I was a bit sorry, as a child, that they didn’t run a hotel any more. And that when they had, I’d been too young to notice anything more than an industrial Hoover. (My first adjective was ‘industrial’.) (It wasn’t.) I love hotels – they’re fun and fascinating – and having one to run around in, albeit carefully and with a beady eye fixed on sharp skirting boards, would have been brilliant.

And I wanted there to be a place of which my parents were in charge. I’m hierarchical like that. I wanted them to have people working for them rather than just lots of ‘colleagues’. That makes me sound like a bit of a megalomaniac. But my hunch is that most children are like that. Ideally, my parents would have been a king and queen. Failing that, hotel manager seemed to me a bit higher up the scale than ‘people who teach hotel management at a polytechnic’. When I got older, a different snobbery came to bear: the polytechnic became a university and ‘university lecturer’ seemed better than ‘hotel manager’ – more to do with learning and less with trade. So my view changed over the period of my minority as I changed from one kind of little shit to another.

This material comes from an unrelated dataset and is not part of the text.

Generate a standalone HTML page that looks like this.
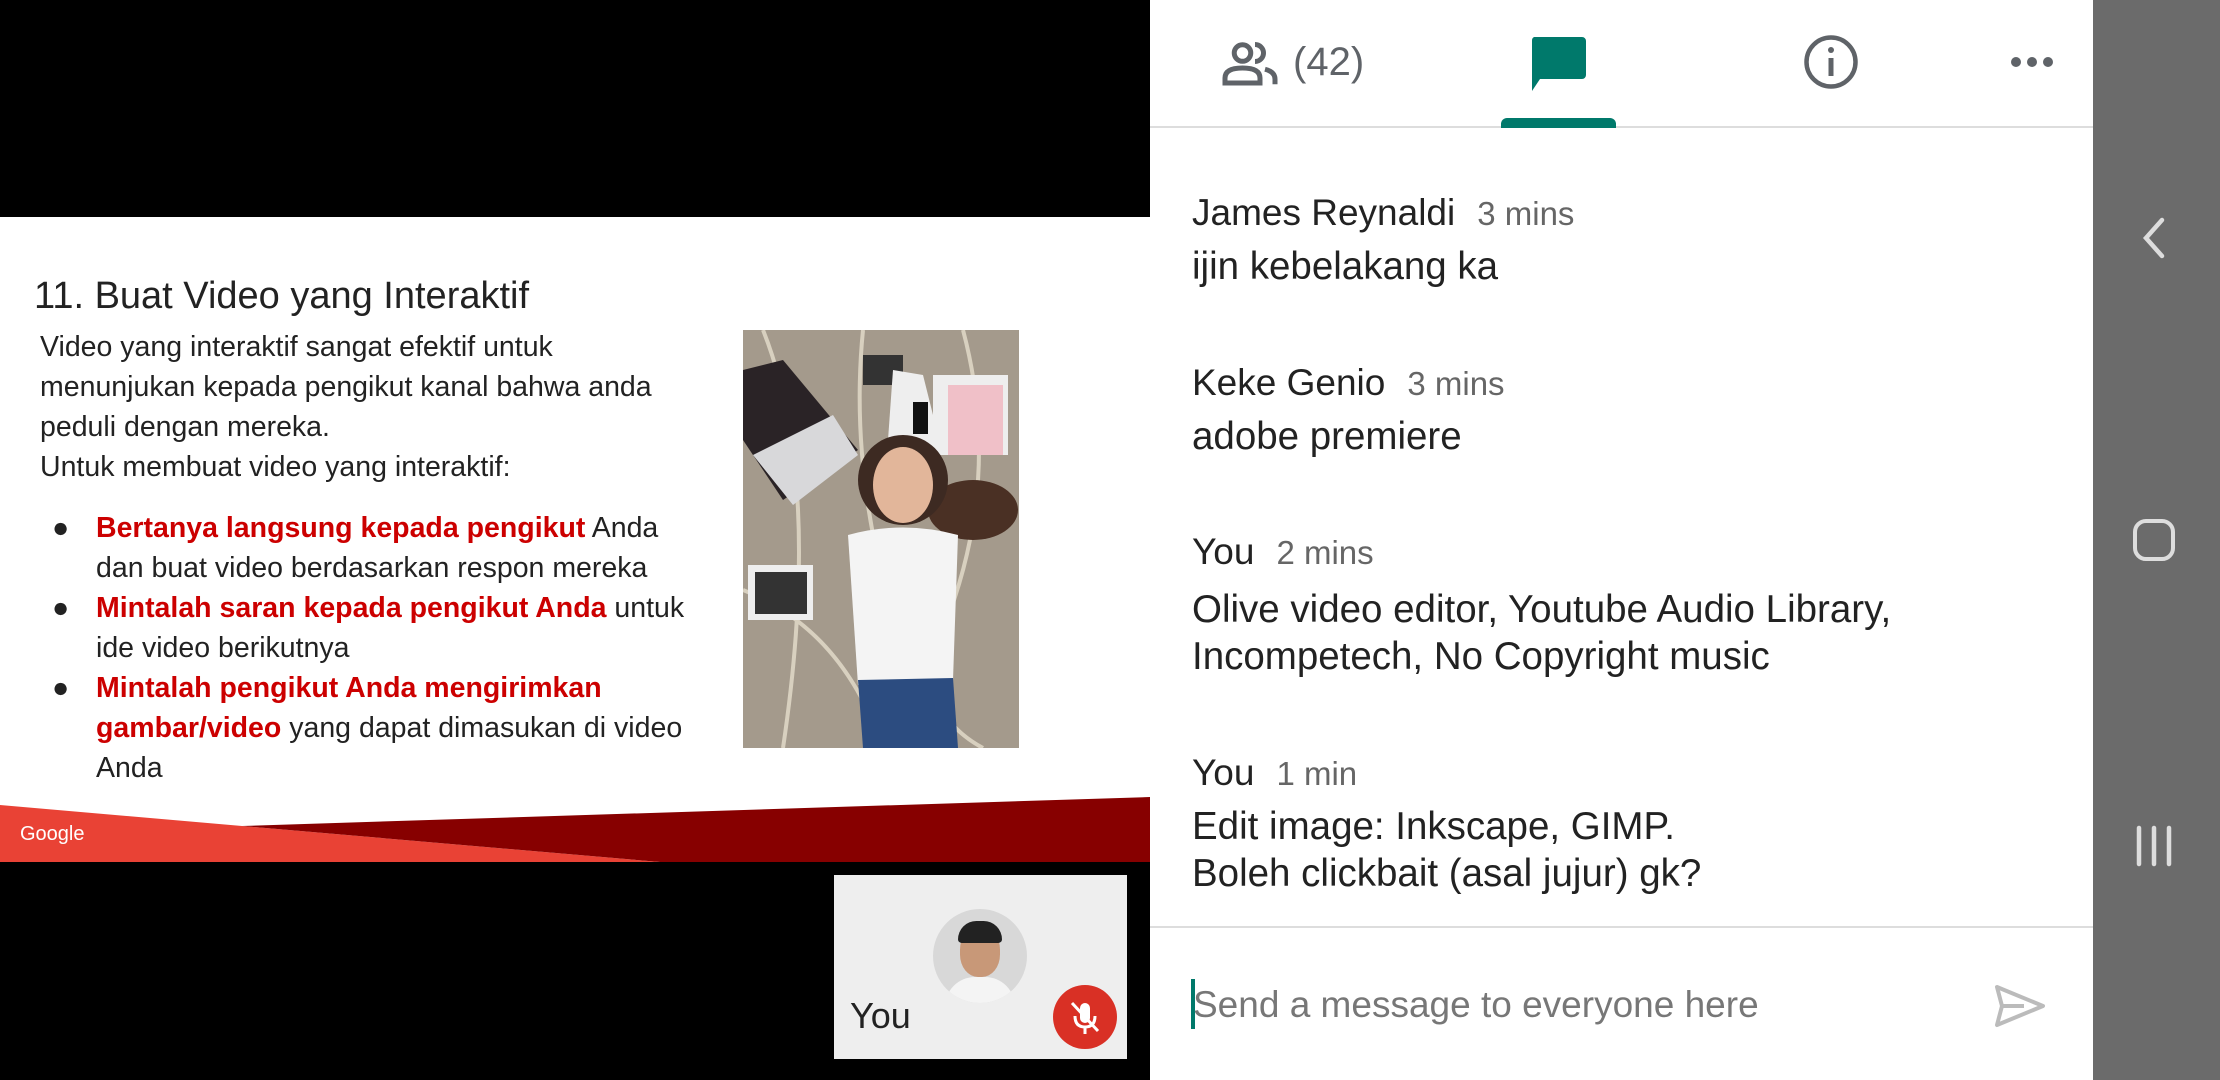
<!DOCTYPE html>
<html><head><meta charset="utf-8"><style>
*{margin:0;padding:0;box-sizing:border-box}
body{width:2220px;height:1080px;overflow:hidden;background:#000;position:relative;font-family:"Liberation Sans",sans-serif}
.a{position:absolute;white-space:nowrap}
.s{font-size:28.5px;color:#222;line-height:40px}
.r{color:#c00;font-weight:bold}
.n{font-size:37px;color:#222}
.t{font-size:33px;color:#666;margin-left:22px}
.m{font-size:38.5px;color:#222;line-height:47px}
</style></head><body>
<div class="a" style="left:0;top:217px;width:1150px;height:645px;background:#fff"></div>
<div class="a" style="left:34px;top:275px;font-size:38px;color:#222">11. Buat Video yang Interaktif</div>
<div class="a s" style="left:40px;top:327px">Video yang interaktif sangat efektif untuk<br>menunjukan kepada pengikut kanal bahwa anda<br>peduli dengan mereka.<br>Untuk membuat video yang interaktif:</div>
<div class="a s" style="left:52px;top:508px">●<br><br>●<br><br>●</div>
<div class="a s" style="left:96px;top:508px"><span class="r">Bertanya langsung kepada pengikut</span> Anda<br>dan buat video berdasarkan respon mereka<br><span class="r">Mintalah saran kepada pengikut Anda</span> untuk<br>ide video berikutnya<br><span class="r">Mintalah pengikut Anda mengirimkan</span><br><span class="r">gambar/video</span> yang dapat dimasukan di video<br>Anda</div>
<svg class="a" style="left:743px;top:330px" width="276" height="418" viewBox="0 0 276 418">
<rect width="276" height="418" fill="#a49a8c"/>
<path d="M20 0 Q80 150 40 418 M120 0 Q100 200 200 418 M220 0 Q260 150 200 300 Q170 380 240 418 M0 260 Q100 300 140 418" stroke="#d8d0bf" stroke-width="4" fill="none"/>
<path d="M0 40 L40 30 L115 120 L40 170 L0 110Z" fill="#2a2326"/>
<path d="M10 125 L90 85 L115 125 L50 175Z" fill="#d8d8da"/>
<rect x="120" y="25" width="40" height="30" fill="#333"/>
<path d="M150 40 L180 45 L200 125 L145 110Z" fill="#eee"/>
<rect x="190" y="45" width="75" height="80" fill="#eee"/>
<rect x="205" y="55" width="55" height="70" fill="#f0c0c8"/>
<rect x="170" y="72" width="15" height="32" fill="#111"/>
<rect x="5" y="235" width="65" height="55" fill="#eee"/>
<rect x="12" y="242" width="52" height="42" fill="#333"/>
<ellipse cx="230" cy="180" rx="45" ry="30" fill="#4a3024"/>
<ellipse cx="160" cy="150" rx="45" ry="45" fill="#3d2a22"/>
<ellipse cx="160" cy="155" rx="30" ry="38" fill="#e2b69a"/>
<path d="M105 205 Q160 190 215 205 L210 350 L115 355Z" fill="#f4f4f4"/>
<path d="M115 350 L210 348 L215 418 L120 418Z" fill="#2c4c80"/>
</svg>
<svg class="a" style="left:0;top:790px" width="1150" height="72">
<polygon points="0,15 242,36 660,72 0,72" fill="#e94235"/>
<polygon points="242,36 1150,7 1150,72 660,72" fill="#870000"/>
<text x="20" y="50" font-family="Liberation Sans" font-size="20" fill="#fff">Google</text>
</svg>
<div class="a" style="left:834px;top:875px;width:293px;height:184px;background:#eee"></div>
<div class="a" style="left:933px;top:909px;width:94px;height:94px;border-radius:50%;background:#d8d8d8;overflow:hidden">
<div style="position:absolute;left:27px;top:18px;width:40px;height:50px;border-radius:45%;background:#c89878"></div>
<div style="position:absolute;left:25px;top:12px;width:44px;height:22px;border-radius:20px 20px 4px 4px;background:#222"></div>
<div style="position:absolute;left:12px;top:68px;width:70px;height:40px;border-radius:30px 30px 0 0;background:#f4f4f4"></div></div>
<div class="a" style="left:850px;top:995px;font-size:36px;color:#222">You</div>
<svg class="a" style="left:1053px;top:985px" width="64" height="64" viewBox="0 0 64 64"><circle cx="32" cy="32" r="32" fill="#d93025"/><rect x="27" y="18" width="10" height="20" rx="5" fill="#fff"/><path d="M22 31 q0 11 10 11 q10 0 10-11 M32 42 v7" stroke="#fff" stroke-width="3" fill="none"/><path d="M19 18 L45 46" stroke="#fff" stroke-width="3"/></svg>

<div class="a" style="left:1150px;top:0;width:943px;height:1080px;background:#fff"></div>
<div class="a" style="left:1150px;top:126px;width:943px;height:2px;background:#ddd"></div>
<svg class="a" style="left:1219px;top:38px" width="62" height="50" viewBox="0 0 24 20"><circle cx="9" cy="6" r="3.3" fill="none" stroke="#5f6368" stroke-width="2"/><path d="M2 18 v-2 q0-4 7-4 q7 0 7 4 v2z" fill="none" stroke="#5f6368" stroke-width="2"/><path d="M14 2.6 a3.3 3.3 0 0 1 0 6.8 M18 12.5 q4 1 4 4 v2" fill="none" stroke="#5f6368" stroke-width="2"/></svg>
<div class="a" style="left:1293px;top:40px;font-size:40px;color:#5f6368">(42)</div>
<svg class="a" style="left:1530px;top:37px" width="56" height="54" viewBox="0 0 56 54"><path d="M4 0 H52 a4 4 0 0 1 4 4 V38 a4 4 0 0 1-4 4 H10 L2 54 V4 a4 4 0 0 1 2-4z" fill="#00796b"/></svg>
<div class="a" style="left:1501px;top:118px;width:115px;height:10px;border-radius:6px 6px 0 0;background:#00796b"></div>
<svg class="a" style="left:1803px;top:34px" width="56" height="56" viewBox="0 0 56 56"><circle cx="28" cy="28" r="24.5" fill="none" stroke="#5f6368" stroke-width="4.5"/><rect x="25.5" y="24" width="5" height="18" fill="#5f6368"/><circle cx="28" cy="16" r="3" fill="#5f6368"/></svg>
<svg class="a" style="left:2010px;top:56px" width="44" height="12"><circle cx="6" cy="6" r="5" fill="#5f6368"/><circle cx="22" cy="6" r="5" fill="#5f6368"/><circle cx="38" cy="6" r="5" fill="#5f6368"/></svg>

<div class="a" style="left:1192px;top:192px"><span class="n">James Reynaldi</span><span class="t">3 mins</span></div>
<div class="a m" style="left:1192px;top:243px">ijin kebelakang ka</div>
<div class="a" style="left:1192px;top:362px"><span class="n">Keke Genio</span><span class="t">3 mins</span></div>
<div class="a m" style="left:1192px;top:413px">adobe premiere</div>
<div class="a" style="left:1192px;top:531px"><span class="n">You</span><span class="t">2 mins</span></div>
<div class="a m" style="left:1192px;top:586px">Olive video editor, Youtube Audio Library,<br>Incompetech, No Copyright music</div>
<div class="a" style="left:1192px;top:752px"><span class="n">You</span><span class="t">1 min</span></div>
<div class="a m" style="left:1192px;top:803px">Edit image: Inkscape, GIMP.<br>Boleh clickbait (asal jujur) gk?</div>
<div class="a" style="left:1150px;top:926px;width:943px;height:2px;background:#ddd"></div>
<div class="a" style="left:1191px;top:979px;width:4px;height:50px;background:#00796b"></div>
<div class="a" style="left:1193px;top:984px;font-size:37px;color:#777">Send a message to everyone here</div>
<svg class="a" style="left:1994px;top:984px" width="52" height="44" viewBox="0 0 52 44"><path d="M3 3 L49 22 L3 41 L8 22Z M8 22 H30" fill="none" stroke="#bbb" stroke-width="4" stroke-linejoin="round"/></svg>

<div class="a" style="left:2093px;top:0;width:127px;height:1080px;background:#6b6b6b"></div>
<svg class="a" style="left:2140px;top:216px" width="28" height="44"><path d="M22 4 L6 22 L22 40" stroke="#ddd" stroke-width="4.5" fill="none" stroke-linecap="round"/></svg>
<div class="a" style="left:2133px;top:519px;width:42px;height:42px;border:4.5px solid #ddd;border-radius:13px"></div>
<svg class="a" style="left:2134px;top:824px" width="40" height="44"><path d="M5 4 V40 M20 4 V40 M35 4 V40" stroke="#ddd" stroke-width="4.5" stroke-linecap="round"/></svg>
</body></html>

This will be grist to the mill of people who think I’m a posh twat. ‘Listen to him, nasty little snob,’ they will be thinking. They will also probably be wondering why they’ve bought a copy of his book. Or maybe not. Perhaps there’s a constituency of people – the most rabid online commenters, for example – who actually seek out the work of people they loathe. They may be skimming each page with a sneer before wiping their arse on it and flushing it down the loo. Or attempting to post it to me. If so, I’d like to say to those people: ‘Welcome! Your money is as good as anyone else’s.’

But of course being a snob and being posh are different things. Being a snob, a conventional snob, involves wanting to be posh whether you are or not, and thinking less of people who aren’t. Wanting to be posher, usually – which is why the very poshest people are seldom snobs: they know they can’t be any posher so it’s no good wishing for it.